I read your comment in another issue that this can be safely ignored. Just wanted to check the same in this context. I do use

if (function_exists('fastcgi_finish_request')) {
    fastcgi_finish_request();
}

Could this be a reason for those messages?

kapyaar avatar May 03 '25 22:05 kapyaar

Could you confirm exactly which process(es) it is that keeps growing in size?

If it's the php application processes then you can always add something like

    "limits": {
        "requests": 10000
    }

To the php application part of your config which will kill and start new application process after 10,000 requests, adjust as desired.

The "Connection reset by peer" messages are not particularly related to the use of fastcgi_finish_request()

ac000 avatar May 06 '25 15:05 ac000

Thank you.

  1. Could you confirm exactly which process(es) it is that keeps growing in size?

On the whole, it is the container that keeps growing.
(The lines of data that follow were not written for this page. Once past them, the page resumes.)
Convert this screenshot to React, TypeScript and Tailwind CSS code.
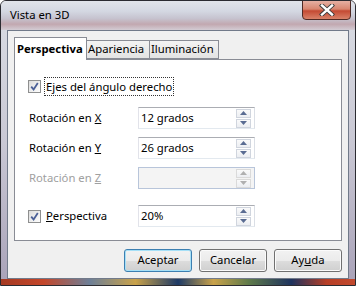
import { ReactNode } from 'react';

const font = { fontFamily: '"Noto Sans", "Open Sans", sans-serif' };

function Checkbox() {
  return (
    <span className="w-[13px] h-[13px] border border-[#8e8f8f] bg-[linear-gradient(135deg,#dcdcdc,#fdfdfd)] flex items-center justify-center shrink-0">
      <svg width="9" height="9" viewBox="0 0 9 9">
        <path d="M1.2 4.6 L3.6 7.4 L7.8 1" fill="none" stroke="#4a5f97" strokeWidth="1.8" />
      </svg>
    </span>
  );
}

function Spin({ value, disabled }: { value?: string; disabled?: boolean }) {
  const arrow = disabled ? '#b0b0b0' : '#5a6c92';
  return (
    <div
      className={`w-[117px] h-[22px] flex items-center border ${
        disabled ? 'border-[#b8c5da] bg-[#f4f4f4]' : 'border-[#abadb3] border-l-[#e2e3ea] border-r-[#dbdfe6] border-b-[#e3e9ef] bg-white'
      }`}
    >
      <span className="flex-1 pl-[2px] text-[11.3px] text-black leading-none">{value}</span>
      <div className="w-[15px] h-[19px] mr-[3px] flex flex-col gap-px">
        {['up', 'down'].map((d) => (
          <div
            key={d}
            className={`flex-1 border ${disabled ? 'border-[#dadada]' : 'border-[#d0d5de]'} bg-[linear-gradient(180deg,#fafafa,#eceef2)] flex items-center justify-center`}
          >
            <svg width="7" height="4" viewBox="0 0 7 4">
              <path d={d === 'up' ? 'M0 4 L3.5 0 L7 4 Z' : 'M0 0 L3.5 4 L7 0 Z'} fill={arrow} />
            </svg>
          </div>
        ))}
      </div>
    </div>
  );
}

function Row({ label, children, mt }: { label: ReactNode; children: ReactNode; mt: string }) {
  return (
    <div className={`flex items-center h-[22px] ${mt}`}>
      <div className="w-[111px] flex items-center">{label}</div>
      <div className="-ml-px">{children}</div>
    </div>
  );
}

function Button({ children, primary }: { children: ReactNode; primary?: boolean }) {
  return (
    <button
      className={`w-[68px] h-[23px] rounded-[3px] border text-[11.3px] text-black ${
        primary
          ? 'border-[#3c7fb1] shadow-[inset_0_0_0_1px_#a6e0f7]'
          : 'border-[#707070] shadow-[inset_0_0_0_1px_#fbfbfb]'
      } bg-[linear-gradient(180deg,#f2f2f2_0%,#ebebeb_50%,#dddddd_51%,#cfcfcf_100%)]`}
    >
      {children}
    </button>
  );
}

export default function App() {
  return (
    <div
      className="w-[356px] h-[286px] rounded-t-[6px] border border-[#2b2b31] flex flex-col overflow-hidden bg-[linear-gradient(180deg,#dadde4_0%,#c9c8d4_50%,#a9a2b8_100%)]"
      style={font}
    >
      {/* title bar */}
      <div className="h-[29px] shrink-0 flex items-start justify-between bg-[linear-gradient(180deg,#e1e4ea_0%,#d4d8e2_35%,#c6c3cf_60%,#c2a8b0_80%,#d3ccd4_100%)]">
        <span className="pl-[9px] pt-[6px] text-[11.3px] text-black">Vista en 3D</span>
        <div className="-mt-px mr-[4px] w-[49px] h-[20px] rounded-b-[4px] border border-[#4f2a24] bg-[linear-gradient(180deg,#e6b0a3_0%,#d88670_45%,#c44a33_55%,#d98269_100%)] flex items-center justify-center">
          <svg width="16" height="12" viewBox="0 0 16 12">
            <path d="M3 1.5 L13 10.5 M13 1.5 L3 10.5" stroke="#3b3b3b" strokeWidth="4.2" strokeLinecap="square" />
            <path d="M3 1.5 L13 10.5 M13 1.5 L3 10.5" stroke="#ffffff" strokeWidth="2.4" strokeLinecap="square" />
          </svg>
        </div>
      </div>

      {/* client area */}
      <div className="mx-[6px] flex-1 border border-[#717a8a] bg-[#f0f0f0] px-[6px] pt-[5px] pb-[6px] flex flex-col text-[11.3px] text-black">
        <div className="flex items-end h-[23px]">
          <div className="relative z-10 w-[73px] h-[23px] -mb-px border border-b-0 border-[#898c95] bg-white flex items-center pl-[2px] font-bold">
            Perspectiva
          </div>
          <div className="w-[63px] h-[19px] border border-l-0 border-[#898c95] bg-[linear-gradient(180deg,#f3f3f3,#e3e3e3)] flex items-center pl-[1px]">
            Apariencia
          </div>
          <div className="w-[69px] h-[19px] border border-l-0 border-[#898c95] bg-[linear-gradient(180deg,#f3f3f3,#e3e3e3)] flex items-center pl-[1px]">
            Iluminación
          </div>
        </div>

        <div className="h-[182px] border border-[#898c95] bg-white pl-[13px] pt-[15px] flex flex-col">
          <div className="flex items-center h-[22px] gap-[3px]">
            <Checkbox />
            <span className="border border-dotted border-[#333] px-px leading-[17px]">
              Ejes del ángulo derecho
            </span>
          </div>
          <Row mt="mt-[10px]" label={<span className="pl-px">Rotación en <u>X</u></span>}>
            <Spin value="12 grados" />
          </Row>
          <Row mt="mt-[8px]" label={<span className="pl-px">Rotación en <u>Y</u></span>}>
            <Spin value="26 grados" />
          </Row>
          <Row mt="mt-[8px]" label={<span className="pl-px text-[#a0a0a0]">Rotación en <u>Z</u></span>}>
            <Spin disabled />
          </Row>
          <Row
            mt="mt-[16px]"
            label={
              <span className="flex items-center gap-[5px]">
                <Checkbox />
                <span>
                  <u>P</u>erspectiva
                </span>
              </span>
            }
          >
            <Spin value="20%" />
          </Row>
        </div>

        <div className="flex justify-end gap-[7px] mt-[8px]">
          <Button primary>Aceptar</Button>
          <Button>Cancelar</Button>
          <Button>
            Ay<u>u</u>da
          </Button>
        </div>
      </div>

      {/* bottom frame */}
      <div className="h-[7px] shrink-0 bg-[linear-gradient(90deg,#a53a22_0%,#c4462a_12%,#6d7f97_25%,#c9a24a_38%,#1d3a66_50%,#c9a24a_60%,#5f7a4a_70%,#1e335e_82%,#b73e26_92%,#c24a2e_100%)]" />
    </div>
  );
}
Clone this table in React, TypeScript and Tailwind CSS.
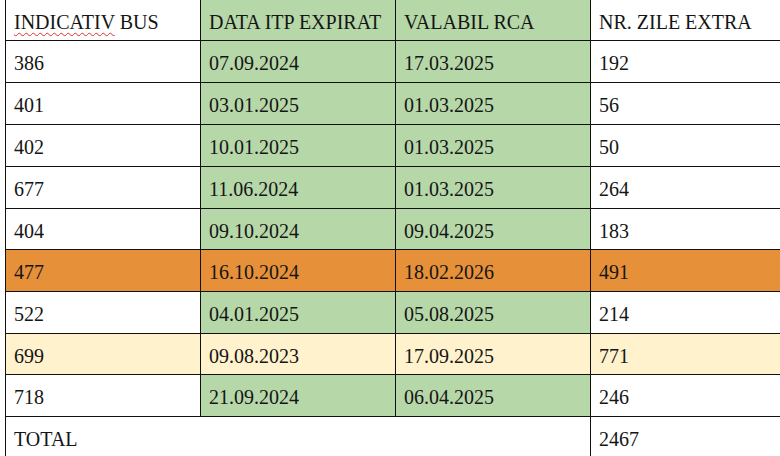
import React from "react";

type Row = { bus: string; itp: string; rca: string; zile: string; kind: "normal" | "orange" | "yellow" };

const rows: Row[] = [
  { bus: "386", itp: "07.09.2024", rca: "17.03.2025", zile: "192", kind: "normal" },
  { bus: "401", itp: "03.01.2025", rca: "01.03.2025", zile: "56", kind: "normal" },
  { bus: "402", itp: "10.01.2025", rca: "01.03.2025", zile: "50", kind: "normal" },
  { bus: "677", itp: "11.06.2024", rca: "01.03.2025", zile: "264", kind: "normal" },
  { bus: "404", itp: "09.10.2024", rca: "09.04.2025", zile: "183", kind: "normal" },
  { bus: "477", itp: "16.10.2024", rca: "18.02.2026", zile: "491", kind: "orange" },
  { bus: "522", itp: "04.01.2025", rca: "05.08.2025", zile: "214", kind: "normal" },
  { bus: "699", itp: "09.08.2023", rca: "17.09.2025", zile: "771", kind: "yellow" },
  { bus: "718", itp: "21.09.2024", rca: "06.04.2025", zile: "246", kind: "normal" },
];

const heights = ["h-[42px]", "h-[42px]", "h-[42px]", "h-[42px]", "h-[41px]", "h-[42px]", "h-[42px]", "h-[41px]", "h-[42px]"];

const cell = "flex items-center pl-[8px] pt-[3px] border-r border-b border-[#111]";

export default function App() {
  return (
    <div
      className="w-[780px] h-[456px] overflow-hidden bg-white text-[20px] text-[#151515]"
      style={{ fontFamily: '"Liberation Serif", "Times New Roman", serif' }}
    >
      <div className="ml-[5px] w-[800px] border-l border-[#111]">
        <div className="grid grid-cols-[195px_195px_195px_215px] h-[41px]">
          <div className={cell}>
            <span>
              <span className="underline decoration-wavy decoration-[#e0302a] decoration-1 underline-offset-[3px]">INDICATIV</span> BUS
            </span>
          </div>
          <div className={`${cell} bg-[#b6d7a8]`}>DATA ITP EXPIRAT</div>
          <div className={`${cell} bg-[#b6d7a8]`}>VALABIL RCA</div>
          <div className={cell}>NR. ZILE EXTRA</div>
        </div>
        {rows.map((r, i) => {
          const rowBg = r.kind === "orange" ? "bg-[#e6913a]" : r.kind === "yellow" ? "bg-[#fff2cc]" : "bg-white";
          const mid = r.kind === "normal" ? "bg-[#b6d7a8]" : "";
          return (
            <div key={r.bus} className={`grid grid-cols-[195px_195px_195px_215px] ${heights[i]} ${rowBg}`}>
              <div className={cell}>{r.bus}</div>
              <div className={`${cell} ${mid}`}>{r.itp}</div>
              <div className={`${cell} ${mid}`}>{r.rca}</div>
              <div className={cell}>{r.zile}</div>
            </div>
          );
        })}
        <div className="grid grid-cols-[585px_215px] h-[42px]">
          <div className={cell}>TOTAL</div>
          <div className={cell}>2467</div>
        </div>
      </div>
    </div>
  );
}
As I mentioned in #Comment. Drilling down to details, It appears to me that php processes, buff/cache, and unit: router have some role to play (atleast in my case). Which is fine, as long the source is known. It would be great to know if occasionally killing "unit: router" is ok?

  1. Is it worth tracking down the root cause of "Connection reset by peer" messages in the logs? If so, what should I be looking into?

kapyaar avatar May 08 '25 17:05 kapyaar

It would be great to know if occasionally killing "unit: router" is ok?

I mean it's OK as in in gets restarted by the main unit process. Of course you kill any active connections...

Is it worth tracking down the root cause of "Connection reset by peer" messages in the logs

Probably not, we don't even say which peer... we just log these syscalls on any error...

ac000 avatar May 08 '25 21:05 ac000